これを大きな下ろし金ですりおろし、ガーゼに包んで絞って汁を取ります。その汁を天日で自然乾燥させ、半分ほどに濃縮させて染液とします。これは大変着色が良く、八重山上布ではこの染料を使って竹の櫛で差し込む様に擦りこんで糸を染めていきます。これを「捺染(なっせん)」と言います。
左、乾燥させチップ状にしたクール
右、クールをすりおろすための大きな下ろし金
右、クールをすりおろすための大きな下ろし金
八重山独自の『綾頭(あやつぶる)』は優れもの!
八重山上布では染料に「紅露(クール)」を使い「捺染(なっせん)」と言う方法で染色していきますが、この時、大活躍するのが『綾頭』です。

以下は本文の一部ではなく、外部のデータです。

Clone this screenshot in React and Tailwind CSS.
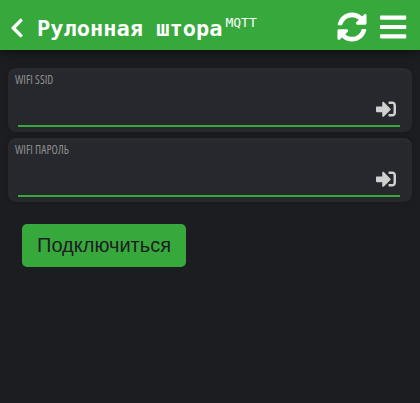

糸の絣付けが不揃いにならないように、また染色中に他の糸に染料がつかないように、「あんどん」の様な四角形に紙が掛けてある「綾頭」に糸を均等に巻きつけて行きます。そして竹櫛の先に紅露をつけ、捺り込むと言うよりは差し込むように糸を染めて行きます。
クールを捺染する時に使い、
そのまま機にかけられる「綾頭」
そのまま機にかけられる「綾頭」
天気との勝負、反物干し
これほど手間隙を掛けた麻糸を今度は機に掛け、乾燥防止を繰り返しつつ丁寧に織り上て行きます。織りあがった反物は染料をしっかり浸透させるため、1週間天日干しされます。 これも織子さんが気を抜けない大事な工程です。折角の反物も干している間に雨にあたってしまっては商品にはなりません。 特に八重山諸島はスコールのような雨が降りやすいため、天日干しが始まると織子さんはいつも空とにらめっこになります。少しでも雲行きが怪しくなると取るものもとりあえず反物をしまいます。どんなに遠くに出掛けていても必ず織子仲間同士で連絡を取り合い、お互いの反物を一生懸命管理しあいます。自由な海でのびのび海晒し
無事天日干しが終わると最後の仕上げ、海晒しです。
12メートルもある反物を何時間も海水に晒す作業は織子さん達にとって重労働です。一時期「重クロム酸カリウム」処理で代用をしていたことがあったそうですが、後継者育成が始まってから、『石垣島の自然破壊はしたくない』、『自然の中で作られた八重山上布は最後まで自然に帰して行こう』という織子さん達の堅い決意で、今では昔ながらの海晒しに統一されています。